[start INFORMATION SUPPLIED]

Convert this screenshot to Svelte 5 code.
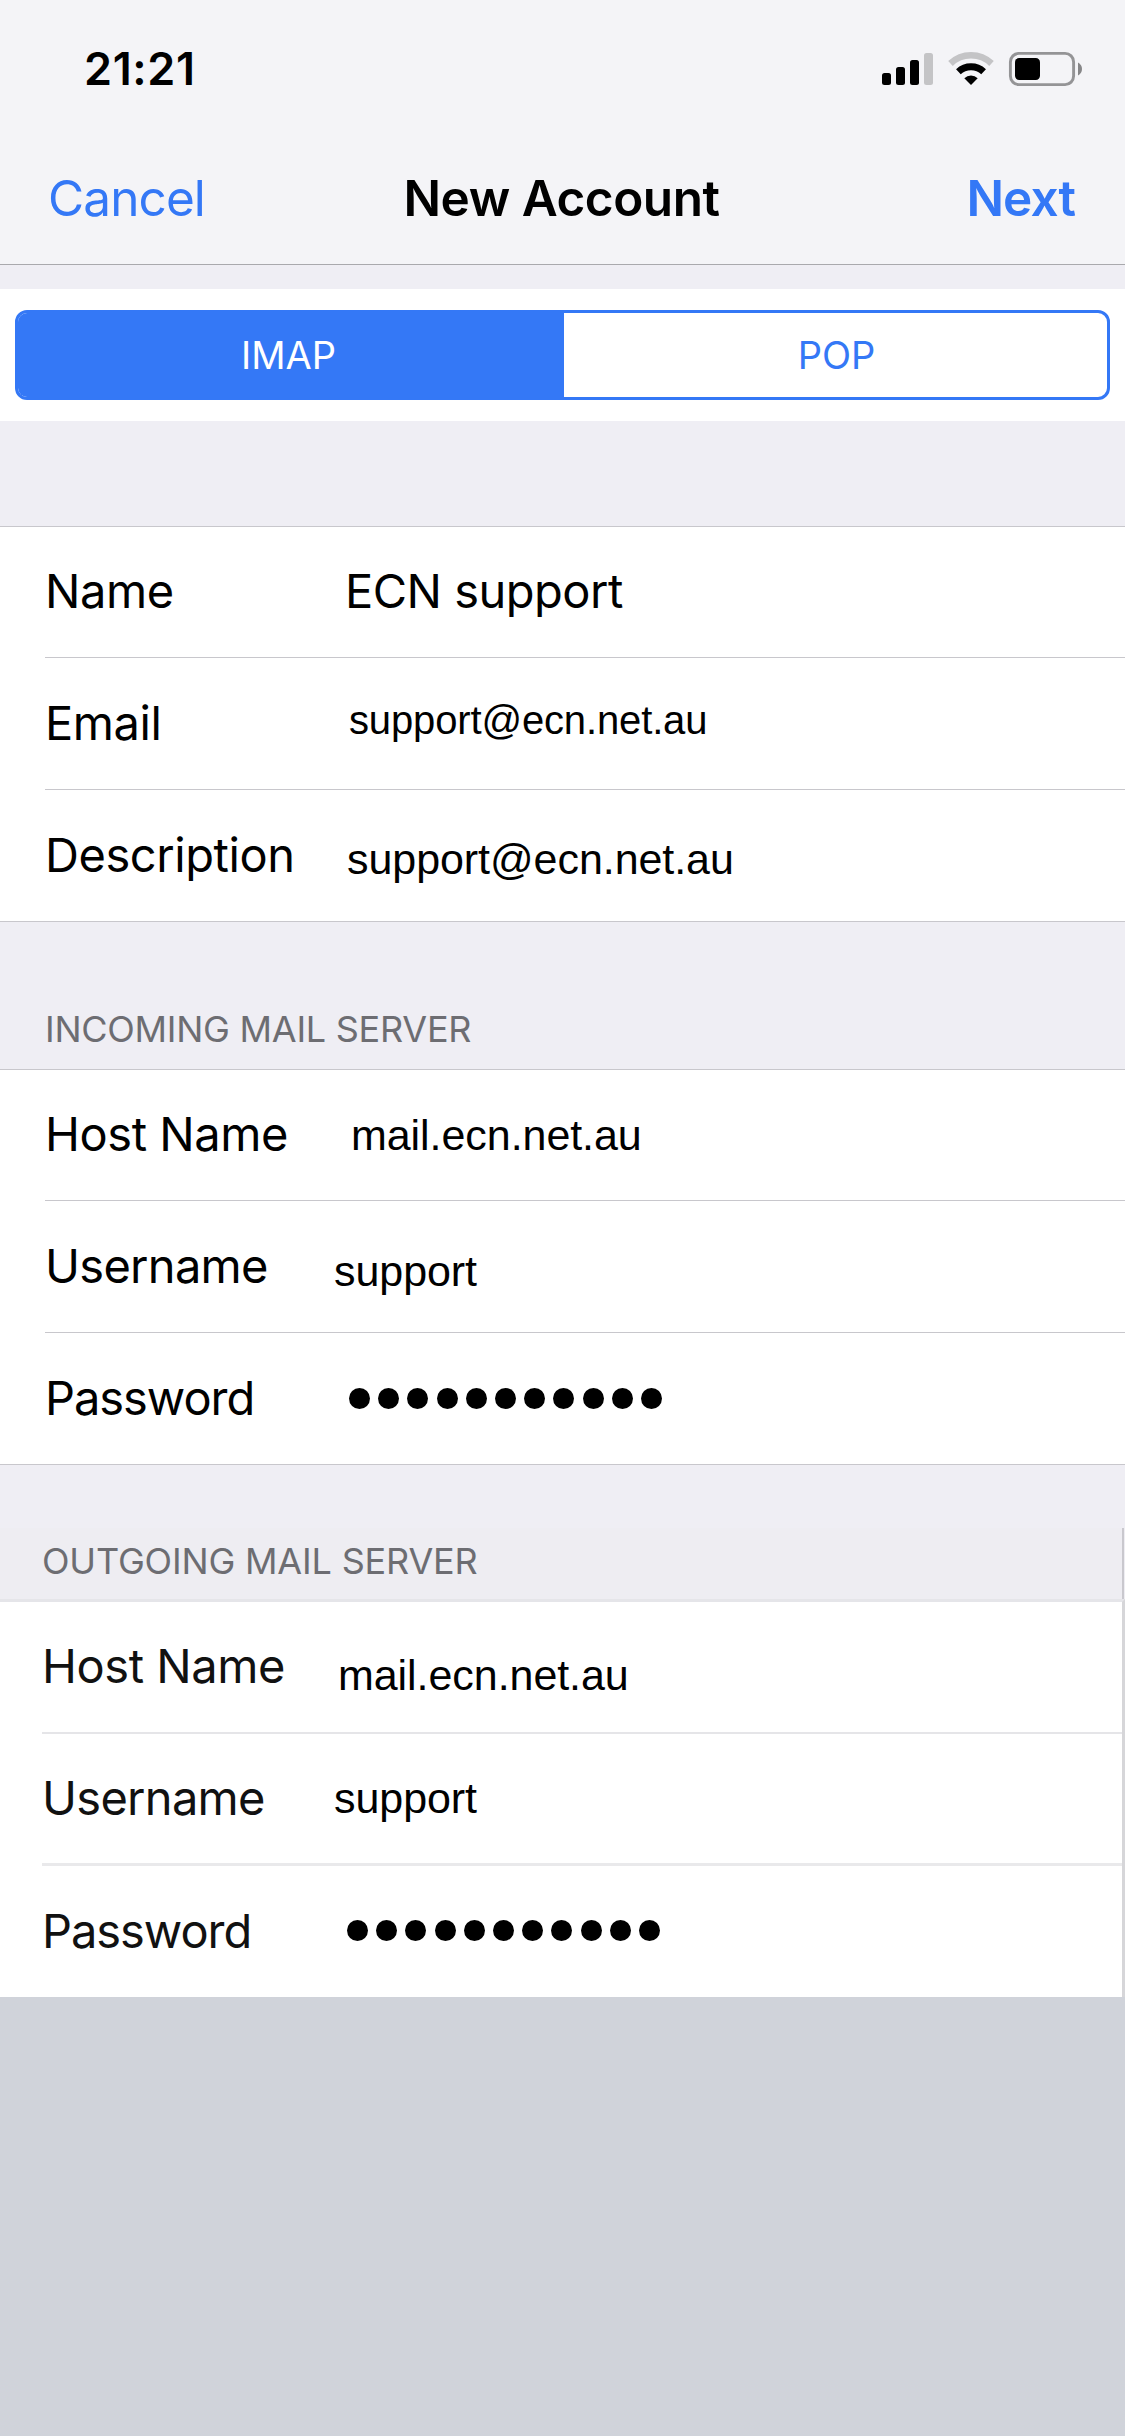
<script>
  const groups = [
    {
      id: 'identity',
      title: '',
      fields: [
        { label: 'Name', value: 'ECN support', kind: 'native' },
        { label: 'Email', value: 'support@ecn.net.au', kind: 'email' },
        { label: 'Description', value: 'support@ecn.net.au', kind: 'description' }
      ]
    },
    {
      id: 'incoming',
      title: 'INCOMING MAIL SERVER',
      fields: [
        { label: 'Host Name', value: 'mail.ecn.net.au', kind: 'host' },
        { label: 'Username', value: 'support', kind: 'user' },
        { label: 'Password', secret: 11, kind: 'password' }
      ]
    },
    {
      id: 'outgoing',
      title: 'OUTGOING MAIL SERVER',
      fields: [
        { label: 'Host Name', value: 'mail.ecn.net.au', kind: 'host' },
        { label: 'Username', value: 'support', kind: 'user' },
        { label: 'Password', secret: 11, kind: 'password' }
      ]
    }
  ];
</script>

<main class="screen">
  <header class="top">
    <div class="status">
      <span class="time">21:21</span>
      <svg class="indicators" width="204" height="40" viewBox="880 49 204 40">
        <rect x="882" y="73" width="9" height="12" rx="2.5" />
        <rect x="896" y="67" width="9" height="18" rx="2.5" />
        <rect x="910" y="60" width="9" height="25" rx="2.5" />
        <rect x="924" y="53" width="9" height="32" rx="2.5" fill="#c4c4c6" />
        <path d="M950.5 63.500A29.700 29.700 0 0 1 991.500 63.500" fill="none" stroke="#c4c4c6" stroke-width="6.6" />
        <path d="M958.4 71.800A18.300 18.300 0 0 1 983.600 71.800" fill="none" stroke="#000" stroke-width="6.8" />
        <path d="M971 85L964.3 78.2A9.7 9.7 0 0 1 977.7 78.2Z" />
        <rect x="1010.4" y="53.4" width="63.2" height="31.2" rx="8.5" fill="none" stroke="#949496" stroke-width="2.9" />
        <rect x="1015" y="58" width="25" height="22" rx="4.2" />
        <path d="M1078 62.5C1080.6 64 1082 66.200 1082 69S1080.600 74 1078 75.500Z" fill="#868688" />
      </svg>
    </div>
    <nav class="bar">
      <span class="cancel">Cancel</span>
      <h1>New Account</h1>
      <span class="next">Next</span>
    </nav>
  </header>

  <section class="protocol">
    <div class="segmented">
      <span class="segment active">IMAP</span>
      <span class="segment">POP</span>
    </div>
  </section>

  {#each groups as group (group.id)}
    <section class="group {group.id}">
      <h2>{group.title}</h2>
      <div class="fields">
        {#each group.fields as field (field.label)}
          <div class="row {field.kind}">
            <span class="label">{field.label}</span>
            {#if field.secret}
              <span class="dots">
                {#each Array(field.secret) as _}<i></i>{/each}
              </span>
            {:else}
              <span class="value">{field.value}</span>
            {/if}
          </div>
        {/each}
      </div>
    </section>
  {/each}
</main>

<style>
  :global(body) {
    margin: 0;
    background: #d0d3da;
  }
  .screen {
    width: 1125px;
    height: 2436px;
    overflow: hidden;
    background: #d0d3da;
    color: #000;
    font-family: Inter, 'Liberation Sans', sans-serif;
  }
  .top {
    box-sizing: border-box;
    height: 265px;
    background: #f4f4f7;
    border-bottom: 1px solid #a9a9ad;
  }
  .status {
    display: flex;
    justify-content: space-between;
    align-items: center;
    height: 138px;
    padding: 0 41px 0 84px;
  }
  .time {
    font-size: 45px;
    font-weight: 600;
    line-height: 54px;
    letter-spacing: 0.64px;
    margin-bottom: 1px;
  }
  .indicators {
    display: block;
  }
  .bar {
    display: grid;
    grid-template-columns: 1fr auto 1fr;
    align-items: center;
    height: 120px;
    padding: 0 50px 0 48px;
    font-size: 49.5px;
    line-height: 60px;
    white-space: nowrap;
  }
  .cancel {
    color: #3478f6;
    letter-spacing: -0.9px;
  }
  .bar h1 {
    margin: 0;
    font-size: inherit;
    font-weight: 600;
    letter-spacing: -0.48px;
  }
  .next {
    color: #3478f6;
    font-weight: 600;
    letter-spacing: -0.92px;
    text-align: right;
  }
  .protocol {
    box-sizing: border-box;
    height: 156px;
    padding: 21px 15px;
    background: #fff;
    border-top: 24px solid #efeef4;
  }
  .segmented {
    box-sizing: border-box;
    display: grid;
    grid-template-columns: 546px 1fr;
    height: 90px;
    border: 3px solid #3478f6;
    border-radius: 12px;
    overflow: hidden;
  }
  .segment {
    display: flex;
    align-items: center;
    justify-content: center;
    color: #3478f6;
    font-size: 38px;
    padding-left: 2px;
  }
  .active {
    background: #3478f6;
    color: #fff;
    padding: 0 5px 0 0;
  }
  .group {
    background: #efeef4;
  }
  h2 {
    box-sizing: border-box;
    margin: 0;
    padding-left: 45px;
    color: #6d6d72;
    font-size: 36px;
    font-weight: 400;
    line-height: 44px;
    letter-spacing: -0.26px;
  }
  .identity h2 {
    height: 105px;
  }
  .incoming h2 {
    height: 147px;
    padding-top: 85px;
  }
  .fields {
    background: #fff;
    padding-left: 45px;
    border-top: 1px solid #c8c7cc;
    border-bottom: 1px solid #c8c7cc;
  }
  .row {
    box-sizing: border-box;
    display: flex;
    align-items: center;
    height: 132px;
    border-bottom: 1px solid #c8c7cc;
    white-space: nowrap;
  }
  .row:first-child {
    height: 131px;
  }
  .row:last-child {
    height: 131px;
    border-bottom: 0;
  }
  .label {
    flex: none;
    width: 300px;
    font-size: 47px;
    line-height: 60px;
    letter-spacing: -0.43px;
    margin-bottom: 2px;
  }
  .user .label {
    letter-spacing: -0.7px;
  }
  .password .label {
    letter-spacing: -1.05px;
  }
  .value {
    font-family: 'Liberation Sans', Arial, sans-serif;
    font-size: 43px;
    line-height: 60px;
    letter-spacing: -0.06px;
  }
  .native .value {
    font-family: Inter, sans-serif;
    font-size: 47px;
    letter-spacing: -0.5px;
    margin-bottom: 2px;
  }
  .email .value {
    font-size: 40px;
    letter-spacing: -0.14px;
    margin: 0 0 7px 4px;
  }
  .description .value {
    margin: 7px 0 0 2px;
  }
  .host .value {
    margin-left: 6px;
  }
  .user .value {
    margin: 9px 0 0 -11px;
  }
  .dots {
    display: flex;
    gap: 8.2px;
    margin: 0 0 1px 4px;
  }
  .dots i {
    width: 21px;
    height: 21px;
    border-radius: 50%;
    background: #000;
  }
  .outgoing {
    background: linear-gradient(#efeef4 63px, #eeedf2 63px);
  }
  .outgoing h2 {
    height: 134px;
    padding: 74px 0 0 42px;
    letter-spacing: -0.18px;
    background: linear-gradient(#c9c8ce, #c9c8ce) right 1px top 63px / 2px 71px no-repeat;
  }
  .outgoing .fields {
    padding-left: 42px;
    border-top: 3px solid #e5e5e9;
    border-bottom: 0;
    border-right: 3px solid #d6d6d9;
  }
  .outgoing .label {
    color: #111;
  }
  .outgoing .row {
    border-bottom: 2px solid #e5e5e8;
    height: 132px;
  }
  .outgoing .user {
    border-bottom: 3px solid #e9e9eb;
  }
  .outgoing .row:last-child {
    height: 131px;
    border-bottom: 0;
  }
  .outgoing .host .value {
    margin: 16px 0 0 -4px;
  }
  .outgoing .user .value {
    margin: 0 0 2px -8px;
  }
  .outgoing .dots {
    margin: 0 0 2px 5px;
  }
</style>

[end INFORMATION SUPPLIED]

AIM |
Write out the material above once more, exactly as it reads, with no pictures.

OUTPUT |
Convert this screenshot to Svelte 5 code.
<script>
  const groups = [
    {
      id: 'identity',
      title: '',
      fields: [
        { label: 'Name', value: 'ECN support', kind: 'native' },
        { label: 'Email', value: 'support@ecn.net.au', kind: 'email' },
        { label: 'Description', value: 'support@ecn.net.au', kind: 'description' }
      ]
    },
    {
      id: 'incoming',
      title: 'INCOMING MAIL SERVER',
      fields: [
        { label: 'Host Name', value: 'mail.ecn.net.au', kind: 'host' },
        { label: 'Username', value: 'support', kind: 'user' },
        { label: 'Password', secret: 11, kind: 'password' }
      ]
    },
    {
      id: 'outgoing',
      title: 'OUTGOING MAIL SERVER',
      fields: [
        { label: 'Host Name', value: 'mail.ecn.net.au', kind: 'host' },
        { label: 'Username', value: 'support', kind: 'user' },
        { label: 'Password', secret: 11, kind: 'password' }
      ]
    }
  ];
</script>

<main class="screen">
  <header class="top">
    <div class="status">
      <span class="time">21:21</span>
      <svg class="indicators" width="204" height="40" viewBox="880 49 204 40">
        <rect x="882" y="73" width="9" height="12" rx="2.5" />
        <rect x="896" y="67" width="9" height="18" rx="2.5" />
        <rect x="910" y="60" width="9" height="25" rx="2.5" />
        <rect x="924" y="53" width="9" height="32" rx="2.5" fill="#c4c4c6" />
        <path d="M950.5 63.500A29.700 29.700 0 0 1 991.500 63.500" fill="none" stroke="#c4c4c6" stroke-width="6.6" />
        <path d="M958.4 71.800A18.300 18.300 0 0 1 983.600 71.800" fill="none" stroke="#000" stroke-width="6.8" />
        <path d="M971 85L964.3 78.2A9.7 9.7 0 0 1 977.7 78.2Z" />
        <rect x="1010.4" y="53.4" width="63.2" height="31.2" rx="8.5" fill="none" stroke="#949496" stroke-width="2.9" />
        <rect x="1015" y="58" width="25" height="22" rx="4.2" />
        <path d="M1078 62.5C1080.6 64 1082 66.200 1082 69S1080.600 74 1078 75.500Z" fill="#868688" />
      </svg>
    </div>
    <nav class="bar">
      <span class="cancel">Cancel</span>
      <h1>New Account</h1>
      <span class="next">Next</span>
    </nav>
  </header>

  <section class="protocol">
    <div class="segmented">
      <span class="segment active">IMAP</span>
      <span class="segment">POP</span>
    </div>
  </section>

  {#each groups as group (group.id)}
    <section class="group {group.id}">
      <h2>{group.title}</h2>
      <div class="fields">
        {#each group.fields as field (field.label)}
          <div class="row {field.kind}">
            <span class="label">{field.label}</span>
            {#if field.secret}
              <span class="dots">
                {#each Array(field.secret) as _}<i></i>{/each}
              </span>
            {:else}
              <span class="value">{field.value}</span>
            {/if}
          </div>
        {/each}
      </div>
    </section>
  {/each}
</main>

<style>
  :global(body) {
    margin: 0;
    background: #d0d3da;
  }
  .screen {
    width: 1125px;
    height: 2436px;
    overflow: hidden;
    background: #d0d3da;
    color: #000;
    font-family: Inter, 'Liberation Sans', sans-serif;
  }
  .top {
    box-sizing: border-box;
    height: 265px;
    background: #f4f4f7;
    border-bottom: 1px solid #a9a9ad;
  }
  .status {
    display: flex;
    justify-content: space-between;
    align-items: center;
    height: 138px;
    padding: 0 41px 0 84px;
  }
  .time {
    font-size: 45px;
    font-weight: 600;
    line-height: 54px;
    letter-spacing: 0.64px;
    margin-bottom: 1px;
  }
  .indicators {
    display: block;
  }
  .bar {
    display: grid;
    grid-template-columns: 1fr auto 1fr;
    align-items: center;
    height: 120px;
    padding: 0 50px 0 48px;
    font-size: 49.5px;
    line-height: 60px;
    white-space: nowrap;
  }
  .cancel {
    color: #3478f6;
    letter-spacing: -0.9px;
  }
  .bar h1 {
    margin: 0;
    font-size: inherit;
    font-weight: 600;
    letter-spacing: -0.48px;
  }
  .next {
    color: #3478f6;
    font-weight: 600;
    letter-spacing: -0.92px;
    text-align: right;
  }
  .protocol {
    box-sizing: border-box;
    height: 156px;
    padding: 21px 15px;
    background: #fff;
    border-top: 24px solid #efeef4;
  }
  .segmented {
    box-sizing: border-box;
    display: grid;
    grid-template-columns: 546px 1fr;
    height: 90px;
    border: 3px solid #3478f6;
    border-radius: 12px;
    overflow: hidden;
  }
  .segment {
    display: flex;
    align-items: center;
    justify-content: center;
    color: #3478f6;
    font-size: 38px;
    padding-left: 2px;
  }
  .active {
    background: #3478f6;
    color: #fff;
    padding: 0 5px 0 0;
  }
  .group {
    background: #efeef4;
  }
  h2 {
    box-sizing: border-box;
    margin: 0;
    padding-left: 45px;
    color: #6d6d72;
    font-size: 36px;
    font-weight: 400;
    line-height: 44px;
    letter-spacing: -0.26px;
  }
  .identity h2 {
    height: 105px;
  }
  .incoming h2 {
    height: 147px;
    padding-top: 85px;
  }
  .fields {
    background: #fff;
    padding-left: 45px;
    border-top: 1px solid #c8c7cc;
    border-bottom: 1px solid #c8c7cc;
  }
  .row {
    box-sizing: border-box;
    display: flex;
    align-items: center;
    height: 132px;
    border-bottom: 1px solid #c8c7cc;
    white-space: nowrap;
  }
  .row:first-child {
    height: 131px;
  }
  .row:last-child {
    height: 131px;
    border-bottom: 0;
  }
  .label {
    flex: none;
    width: 300px;
    font-size: 47px;
    line-height: 60px;
    letter-spacing: -0.43px;
    margin-bottom: 2px;
  }
  .user .label {
    letter-spacing: -0.7px;
  }
  .password .label {
    letter-spacing: -1.05px;
  }
  .value {
    font-family: 'Liberation Sans', Arial, sans-serif;
    font-size: 43px;
    line-height: 60px;
    letter-spacing: -0.06px;
  }
  .native .value {
    font-family: Inter, sans-serif;
    font-size: 47px;
    letter-spacing: -0.5px;
    margin-bottom: 2px;
  }
  .email .value {
    font-size: 40px;
    letter-spacing: -0.14px;
    margin: 0 0 7px 4px;
  }
  .description .value {
    margin: 7px 0 0 2px;
  }
  .host .value {
    margin-left: 6px;
  }
  .user .value {
    margin: 9px 0 0 -11px;
  }
  .dots {
    display: flex;
    gap: 8.2px;
    margin: 0 0 1px 4px;
  }
  .dots i {
    width: 21px;
    height: 21px;
    border-radius: 50%;
    background: #000;
  }
  .outgoing {
    background: linear-gradient(#efeef4 63px, #eeedf2 63px);
  }
  .outgoing h2 {
    height: 134px;
    padding: 74px 0 0 42px;
    letter-spacing: -0.18px;
    background: linear-gradient(#c9c8ce, #c9c8ce) right 1px top 63px / 2px 71px no-repeat;
  }
  .outgoing .fields {
    padding-left: 42px;
    border-top: 3px solid #e5e5e9;
    border-bottom: 0;
    border-right: 3px solid #d6d6d9;
  }
  .outgoing .label {
    color: #111;
  }
  .outgoing .row {
    border-bottom: 2px solid #e5e5e8;
    height: 132px;
  }
  .outgoing .user {
    border-bottom: 3px solid #e9e9eb;
  }
  .outgoing .row:last-child {
    height: 131px;
    border-bottom: 0;
  }
  .outgoing .host .value {
    margin: 16px 0 0 -4px;
  }
  .outgoing .user .value {
    margin: 0 0 2px -8px;
  }
  .outgoing .dots {
    margin: 0 0 2px 5px;
  }
</style>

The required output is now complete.